*Collected material:*
------------------------------------------------

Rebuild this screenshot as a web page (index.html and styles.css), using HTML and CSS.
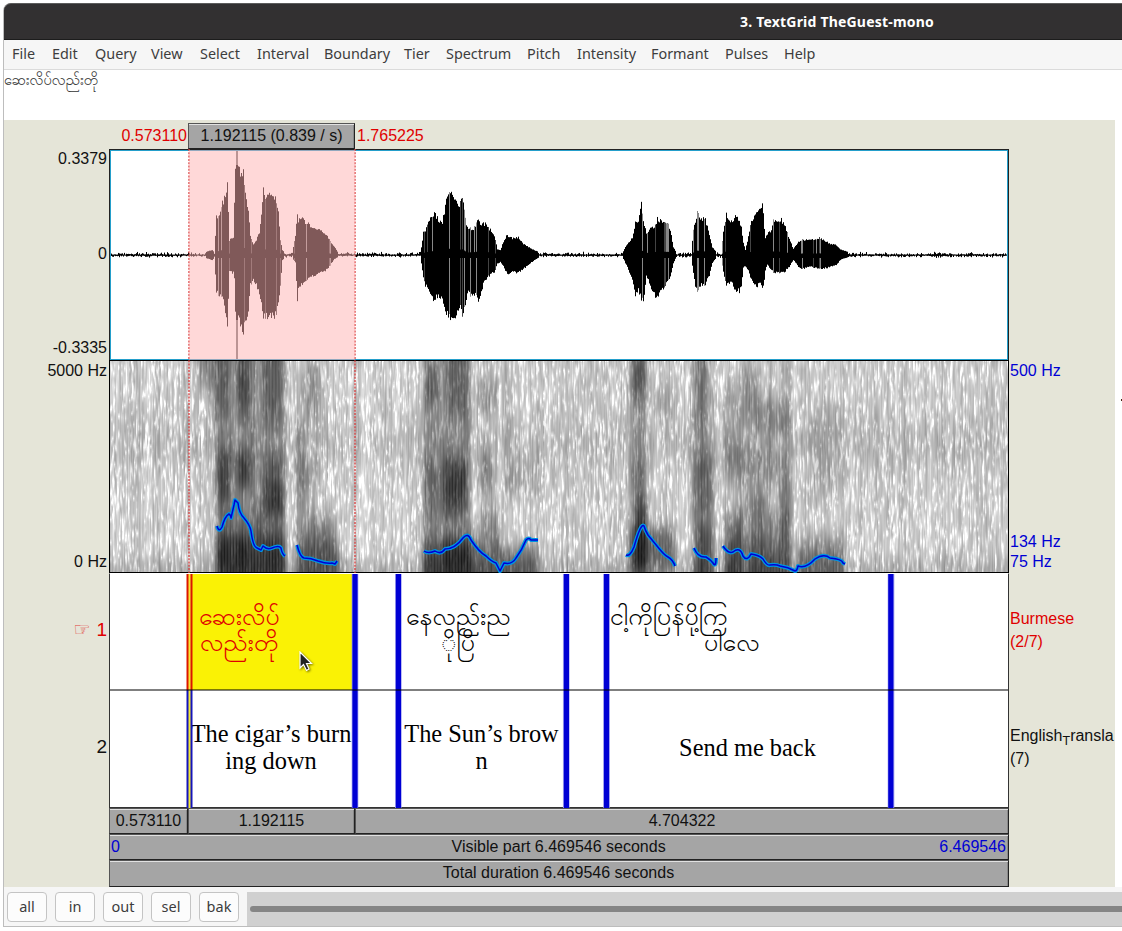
FILE: index.html
```html
<!DOCTYPE html>
<html lang="en">
<head>
<meta charset="utf-8">
<title>3. TextGrid TheGuest-mono</title>
<link rel="stylesheet" href="styles.css">
</head>
<body>
<div class="window">
  <header class="titlebar">3. TextGrid TheGuest-mono</header>
  <nav class="menubar">
    <span>File</span><span>Edit</span><span>Query</span><span>View</span><span>Select</span><span>Interval</span><span>Boundary</span><span>Tier</span><span>Spectrum</span><span>Pitch</span><span>Intensity</span><span>Formant</span><span>Pulses</span><span>Help</span>
  </nav>
  <div class="textfield" lang="my">ဆေးလိပ်လည်းတို</div>
  <main class="editor">
    <div class="left-labels">
      <div class="wave-scale"><span>0.3379</span><span>0</span><span>-0.3335</span></div>
      <div class="spec-scale"><span>5000 Hz</span><span>0 Hz</span></div>
      <div class="tier-no active"><span class="hand">☞</span>1</div>
      <div class="tier-no">2</div>
    </div>
    <div class="center">
      <div class="selection-row">
        <span class="time start">0.573110</span>
        <span class="bar duration">1.192115 (0.839 / s)</span>
        <span class="time end">1.765225</span>
      </div>
      <div class="wave"><canvas id="wave" width="898" height="209"></canvas><div class="selected"></div></div>
      <div class="spectrogram">
        <canvas id="spec" width="898" height="211"></canvas>
        <svg class="pitch" viewBox="110 361 898 211" width="898" height="211">
          <defs><g id="contours">
            <path d="M217 526Q219 533 222 527Q225 516 229 514Q231 515 231 518L234 505L235 500L238 503Q239 513 244 518Q250 525 251 531Q253 547 257 548L261 550L263 546Q267 550 272 548Q279 545 281 548Q282 554 285 556"/>
            <path d="M297 545Q300 557 304 558Q311 558 318 561Q327 564 332 563L335 564L337 561"/>
            <path d="M424 551Q428 554 435 551Q441 555 445 549Q455 549 463 538Q468 532 471 540Q479 552 486 556Q492 562 496 563L500 571L504 563Q512 565 516 558Q522 550 526 540Q529 537 531 540L538 540"/>
            <path d="M626 555Q630 557 634 547Q641 522 644 526Q645 530 648 535L657 546Q664 555 668 557Q673 560 675 566"/>
            <path d="M694 548Q698 558 706 557Q711 560 713 563Q716 568 716 558"/>
            <path d="M723 546Q728 554 733 552Q740 546 743 556Q747 562 751 554Q759 555 763 559Q767 566 770 565Q776 564 780 566Q788 567 795 571Q797 571 798 566Q806 569 815 559Q824 553 830 558Q842 559 843 563L845 564"/>
          </g></defs>
          <use href="#contours" class="pitch-halo"/><use href="#contours" class="pitch-line"/>
        </svg>
      </div>
      <div class="tiers">
        <div class="tier burmese" lang="my">
          <div></div>
          <div class="cell chosen"><p class="b1">ဆေးလိပ်</p><p class="b2">လည်းတို</p></div>
          <div></div>
          <div class="cell"><p class="b3">နေလည်းည</p><p class="b4">◌ိုပြိ</p></div>
          <div></div>
          <div class="cell"><p class="b5">ငါ့ကိုပြန်ပို့ကြ</p><p class="b6">ပါလေ</p></div>
          <div></div>
        </div>
        <div class="tier english">
          <div></div><div class="cell">The cigar’s burn<br>ing down</div><div></div><div class="cell">The Sun’s brow<br>n</div><div></div><div class="cell">Send me back</div><div></div>
        </div>
        <svg class="boundaries" viewBox="110 574 898 234" width="898" height="234">
          <path class="edge" d="M355 574v234M398.300 574v234M566.200 574v234M606.500 574v234M891 574v234"/>
          <path class="boundary" d="M355 574v234M398.500 574v234M566.500 574v234M606.500 574v234M890.800 574v234"/>
          <path class="red" d="M189.500 574v116"/><path class="blue" d="M189.500 690v118"/>
          <path class="core" d="M189.500 574v234"/><path class="divider" d="M110 690h898"/>
        </svg>
      </div>
      <div class="buttons-row">
        <div class="bar">0.573110</div><div class="bar">1.192115</div><div class="bar">4.704322</div>
      </div>
      <div class="bar visible"><span>0</span><b>Visible part 6.469546 seconds</b><span>6.469546</span></div>
      <div class="bar total">Total duration 6.469546 seconds</div>
      <svg class="markers" width="168" height="424" viewBox="0 0 168 424"><path d="M1 0v424M167 0v424"/></svg>
      <svg class="pointer" width="14" height="21" viewBox="0 0 14 21"><path d="M1 1V17L4.500 13.500L7.500 19.500L10 18L7.500 12.500H12.500Z"/></svg>
    </div>
    <div class="right-labels">
      <div class="pitch-scale"><span>500 Hz</span><span>134 Hz</span><span>75 Hz</span></div>
      <div class="tier-name red-text">Burmese<br>(2/7)</div>
      <div class="tier-name">English<sub>T</sub>ransla<br>(7)</div>
    </div>
  </main>
  <footer class="footer">
    <button>all</button><button>in</button><button>out</button><button>sel</button><button>bak</button>
    <div class="scroll"><div class="thumb"></div></div>
  </footer>
</div>
<i class="speck"></i>
<script src="plots.js"></script>
</body>
</html>
```
FILE: styles.css
```css
* { box-sizing: border-box; }
body { margin: 0; width: 1122px; height: 931px; overflow: hidden; background: #fff; font: 16px/18px "Liberation Sans", Arial, sans-serif; color: #111; position: relative; }
.window { margin: 3px 0 0 3px; width: 1119px; height: 924px; border-left: 1px solid #bdbdbd; border-bottom: 1px solid #bdbdbd; border-radius: 8px 0 0 0; display: flex; flex-direction: column; }
.titlebar { height: 37px; background: #323031; border-top: 1px solid #5c5c5c; border-bottom: 1px solid #1c1c1c; border-radius: 7px 0 0 0; color: #fff; font: bold 14px/35px "Noto Sans", sans-serif; padding-left: 736px; white-space: nowrap; letter-spacing: .2px; }
.menubar { height: 30px; background: #f6f6f6; border-bottom: 1px solid #dbdbdb; padding-left: 8px; display: grid; grid-template-columns: 40px 43px 56px 49px 57px 67px 80px 42px 81px 50px 74px 74px 59px 60px; font: 14.4px/28px "Noto Sans", sans-serif; color: #3d3d3d; white-space: nowrap; }
.textfield { height: 50px; background: #fff; font: 14.8px/22px "Padauk", "Noto Sans Myanmar", "Noto Sans", sans-serif; color: #333; }
.editor { width: 1111px; height: 767px; background: #e5e5d8; display: grid; grid-template-columns: 105px 900px 106px; }
.left-labels { text-align: right; padding: 29px 2px 0 0; }
.wave-scale { height: 211px; display: flex; flex-direction: column; justify-content: space-between; padding: 1px 0 3px; }
.wave-scale span:nth-child(2) { padding-top: 1px; }
.spec-scale { height: 213px; display: flex; flex-direction: column; justify-content: space-between; padding: 2px 0 2px; }
.tier-no { height: 117px; font-size: 19px; line-height: 113px; }
.active, .red-text { color: #e00000; }
.hand { font: 19px/20px "DejaVu Sans", sans-serif; margin-right: 6px; opacity: .75; }
.center { position: relative; }
.selection-row { height: 29px; padding-top: 3px; display: grid; grid-template-columns: 79px 167px 1fr; }
.time { color: #e00000; line-height: 25px; }
.start { justify-self: end; margin-right: 1px; }
.end { padding-left: 2px; }
.bar { background: #a5a5a5; border: 1px solid #555; border-right-color: #222; border-bottom-color: #222; box-shadow: inset 1px 2px 0 -1px #e1e1e1, inset -1px 0 0 #888; text-align: center; line-height: 24px; white-space: nowrap; }
.wave { position: relative; height: 211px; background: #fff; border: 1px solid #222; border-bottom: 0; }
.wave canvas, .spectrogram canvas { display: block; }
.wave::after { content: ""; position: absolute; inset: 0 0 0 0; border: 1px solid #249fcb; }
.selected { position: absolute; z-index: 2; left: 79px; top: 0; width: 166px; height: 210px; background: rgba(255,178,178,.5); }
.spectrogram { height: 213px; position: relative; border: 1px solid #000; }
.pitch { position: absolute; left: 0; top: 0; overflow: visible; z-index: 3; fill: none; stroke-linecap: butt; stroke-linejoin: round; }
.pitch-halo { stroke: #0095e0; stroke-width: 4; }
.pitch-line { stroke: #0000d5; stroke-width: 1.5; }
.tiers { position: relative; height: 235px; border: 1px solid #333; background: #fff; border-top-color: #fff; }
.tier { display: grid; grid-template-columns: 80px 165px 44px 168px 40px 284px 117px; height: 116px; }
.english { height: 117px; font: 24.4px/27px "Liberation Serif", "Times New Roman", serif; color: #000; text-align: center; }
.cell { display: flex; flex-direction: column; justify-content: center; white-space: nowrap; min-width: 0; }
.english .cell { align-items: center; display: grid; align-content: center; justify-content: center; padding: 0 3px 3px 0; }
.burmese { font: 25px/26px "Padauk", "Noto Sans Myanmar", "Noto Sans", sans-serif; color: #000; }
.burmese .cell { padding-bottom: 1px; }
.burmese p { margin: 0; height: 26px; }
.burmese .chosen { background: #faf205; color: #e00000; }
.b1 { padding-left: 9px; } .b2 { padding-left: 10px; } .b3 { padding-left: 7px; } .b4 { padding-left: 42px; } .b5 { padding-left: 3px; letter-spacing: .1px; } .b6 { padding-left: 97px; }
.boundaries { position: absolute; left: 0; top: 0; fill: none; }
.edge { stroke: #8585ea; stroke-width: 6.5; }
.boundary { stroke: #0000d4; stroke-width: 5; }
.red { stroke: #db1600; stroke-width: 6; }
.blue { stroke: #1414bb; stroke-width: 6; }
.core { stroke: #f5ea35; stroke-width: 2; }
.divider { stroke: rgba(0,0,0,.5); stroke-width: 2; }
.buttons-row { height: 26px; display: grid; grid-template-columns: 79px 167px 654px; }
.visible, .total { height: 26px; }
.total { height: 27px; padding-right: 1px; }
.visible { display: flex; justify-content: space-between; padding: 0 2px 0 1px; }
.visible b { font-weight: normal; padding-left: 58px; }
.visible span { color: #0000d4; }
.markers { position: absolute; left: 79px; top: 29px; fill: none; stroke: #d83c3c; stroke-width: 1.3; stroke-dasharray: 2 1.3; }
.pointer { position: absolute; left: 190px; top: 531px; fill: #222; stroke: #fff; stroke-width: 1.2; filter: drop-shadow(1px 1px 1px #0008); }
.right-labels { padding-top: 240px; overflow: hidden; white-space: nowrap; }
.pitch-scale { height: 213px; padding: 2px 0 2px 1px; color: #0000d4; display: flex; flex-direction: column; }
.pitch-scale span:nth-child(2) { margin-top: auto; margin-bottom: 2px; }
.tier-name { height: 117px; padding: 34px 0 0 1px; line-height: 23px; }
.tier-name sub { font-size: 12.5px; line-height: 0; }
.footer { height: 39px; background: #f6f6f6; display: flex; gap: 8px; padding: 5px 0 0 3px; }
.footer button { width: 40px; height: 30px; border: 1px solid #c4c4c4; border-radius: 4px; background: #fcfcfc; color: #3d3d3d; font: 14.5px/26px "Noto Sans", sans-serif; padding: 0 0 2px; }
.scroll { flex: 1; height: 34px; background: #d0d0d0; padding: 14px 0 0 3px; }
.thumb { height: 6px; border-radius: 3px 0 0 3px; background: #858585; }
.speck { position: absolute; width: 1px; height: 2px; left: 1121px; top: 399px; background: #421; }
```
FILE: plots.js
```js
let seed = 48271;
const rnd = () => (seed = seed * 16807 % 2147483647) / 2147483647;

// Waveform envelope: x, extent above the axis, extent below the axis.
const env = [110,2,2,200,2,2,205,3,3,212,5,5,214,3,3,216,38,38,219,40,40,222,52,42,226,62,62,227,73,70,229,15,17,233,18,18,234,50,25,235,90,60,236,106,104,237,106,104,238,90,60,239,85,66,241,80,70,243,84,78,245,60,65,248,45,55,250,20,30,253,10,25,256,15,30,259,22,40,262,50,55,263,66,60,265,55,60,268,63,62,272,60,62,276,55,60,278,45,50,280,15,30,282,5,5,285,2,2,292,3,3,295,20,8,297,41,44,298,35,34,301,38,30,305,32,26,310,30,22,320,26,18,325,22,16,330,14,10,334,8,4,338,2,2,
420,2,2,421,8,8,423,22,22,425,25,30,427,30,34,432,40,42,434,43,45,438,35,40,442,32,45,445,50,55,449,64,63,453,60,64,455,57,68,458,50,53,460,53,50,462,61,63,465,35,52,467,27,38,472,25,40,475,30,38,478,36,46,481,30,35,485,32,25,490,25,20,494,20,17,497,6,9,500,5,7,504,16,13,507,20,19,511,17,17,518,18,18,522,12,15,530,7,8,536,4,4,540,2,2,
622,2,2,625,8,8,632,17,25,635,32,42,638,36,36,640,45,40,641,55,45,643,33,46,646,22,22,650,27,30,654,28,40,657,36,42,662,34,35,668,30,25,671,20,18,673,8,8,676,2,2,691,3,3,693,25,18,695,32,30,697,45,38,700,37,30,705,36,30,709,20,20,712,8,8,716,3,3,721,3,3,723,25,18,726,40,30,729,34,28,732,33,28,735,40,35,739,34,36,741,28,30,743,12,12,745,5,12,748,18,15,751,33,25,756,44,32,759,50,28,762,51,32,764,28,26,765,18,15,767,22,10,771,24,15,773,34,18,777,32,18,781,35,18,785,28,16,789,16,12,793,6,5,797,12,10,800,15,14,810,15,12,820,17,14,830,11,12,836,10,10,840,6,5,845,4,3,850,2,2,1009,2,2];
const w = document.getElementById('wave').getContext('2d');
let k = 0;
for (let x = 110; x < 1008; x++) {
  while (x >= env[k + 3]) k += 3;
  const t = (x - env[k]) / (env[k + 3] - env[k]);
  let up = env[k + 1] + t * (env[k + 4] - env[k + 1]);
  let dn = env[k + 2] + t * (env[k + 5] - env[k + 2]);
  const quiet = up <= 3;
  if (quiet) { up = .4 + rnd() * rnd() * 3; dn = .6 + rnd() * rnd() * 2.4; }
  else if (up < 95) { up *= .92 + rnd() * .14; dn *= .92 + rnd() * .14; }
  w.fillStyle = up >= 95 ? '#777' : '#000';
  w.fillRect(x - 110, 105 - up, 1, up + dn);
  if (up >= 95) { w.fillStyle = '#000'; w.fillRect(x - 110, 15, 1, 155); }
  const r = rnd();
  if (up > 12 && up < 95 && r < .17) {
    w.fillStyle = r < .08 ? '#888' : '#444';
    w.fillRect(x - 110, 105 - up, 1, up * .9);
    if (rnd() < .7) w.fillRect(x - 110, 108, 1, dn - 3);
  }
}

// Energy areas: x0, y0, x1, y1, strength.
const areas = [
198,361,214,385,.25,212,361,230,420,.22,236,361,251,390,.3,237,382,250,408,.3,238,405,252,423,.24,262,361,281,425,.27,297,370,321,416,.16,
217,450,229,500,.45,236,452,251,487,.5,262,454,282,515,.32,266,486,282,511,.25,217,500,284,545,.14,217,536,284,571,.48,234,544,248,563,.35,217,544,229,563,.25,265,544,282,563,.2,214,361,284,571,.17,
296,425,305,515,.26,297,467,320,485,.14,297,518,334,550,.28,296,545,338,571,.44,
424,361,469,572,.2,425,370,438,401,.25,447,361,467,415,.22,424,463,466,517,.18,444,460,466,510,.32,477,380,496,407,.2,479,454,492,492,.25,505,368,512,505,.12,507,460,538,491,.12,424,540,500,571,.44,444,540,471,567,.26,480,511,498,535,.26,500,548,537,571,.4,
629,361,646,571,.16,632,361,646,400,.28,631,462,643,484,.26,635,496,646,570,.46,629,530,674,567,.42,653,388,675,414,.14,
694,361,711,571,.16,695,360,706,430,.19,694,450,713,515,.28,695,525,713,571,.4,
724,381,741,460,.14,742,371,759,425,.2,755,398,789,435,.22,725,449,788,485,.2,725,516,741,571,.36,736,500,748,556,.16,750,492,767,571,.32,768,515,789,571,.25,779,480,790,530,.25,725,540,790,571,.22,810,400,840,500,.1,797,542,843,571,.34,782,361,790,571,.1];
const W = 898, H = 211;
const dark = new Float32Array(W * H);
for (let i = 0; i < areas.length; i += 5) {
  const [x0, y0, x1, y1, s] = areas.slice(i, i + 5);
  for (let y = Math.max(0, y0 - 391); y < Math.min(H, y1 - 331); y++)
    for (let x = Math.max(0, x0 - 120); x < Math.min(W, x1 - 100); x++) {
      const X = x + 110, Y = y + 361;
      const gx = 1 / (1 + Math.exp((x0 - X) / 1.5)) / (1 + Math.exp((X - x1) / 1.5));
      const top = y0 <= 361 ? 1 : 1 / (1 + Math.exp((y0 - Y) / 6));
      const bottom = y1 >= 571 ? 1 : 1 / (1 + Math.exp((Y - y1) / 6));
      dark[y * W + x] += s * gx * top * bottom;
    }
}
const c = document.getElementById('spec').getContext('2d');
const img = c.createImageData(W, H);
const fleck = new Float32Array(W * H);
for (let i = 0; i < 7500; i++) {
  const x = rnd() * W | 0, y = rnd() * H, len = 3 + rnd() * 8, a = 12 + rnd() * 48;
  for (let d = -len | 0; d < len; d++) {
    const yy = (y + d) | 0;
    if (yy >= 0 && yy < H) {
      const v = a * (1 - Math.abs(d) / len);
      fleck[yy * W + x] += v;
      if (x + 1 < W) fleck[yy * W + x + 1] += v * .5;
    }
  }
}
let slow = 0;
const last = new Float32Array(H);
for (let x = 0; x < W; x++) {
  slow = slow * .6 + (rnd() - .5) * 20;
  const pulse = x % 3 ? 0 : -1;
  let from = rnd(), to = rnd(), p = 0, step = 9;
  for (let y = 0; y < H; y++) {
    if (++p > step) { from = to; to = rnd(); p = 0; step = 8 + rnd() * 20; }
    const n = last[y] * .4 + (from + (to - from) * p / step - .5) * 32;
    last[y] = n;
    const band = 16 * Math.exp(-(((y - 82) / 26) ** 2)) + 26 * Math.exp(-(((y - 207) / 12) ** 2));
    const d = dark[y * W + x];
    const g = (197 - band + slow + n + Math.min(fleck[y * W + x], 62)) * Math.exp(-d * 1.65) + pulse * Math.min(d, .8) * 25;
    const o = (y * W + x) * 4, v = Math.max(5, Math.min(255, g));
    img.data[o] = img.data[o + 1] = img.data[o + 2] = v;
    img.data[o + 3] = 255;
  }
}
c.putImageData(img, 0, 0);
```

------------------------------------------------

Copy out every line in the listing where the word "styles" appears.

*Exercise response:*
Rebuild this screenshot as a web page (index.html and styles.css), using HTML and CSS.
<link rel="stylesheet" href="styles.css">
FILE: styles.css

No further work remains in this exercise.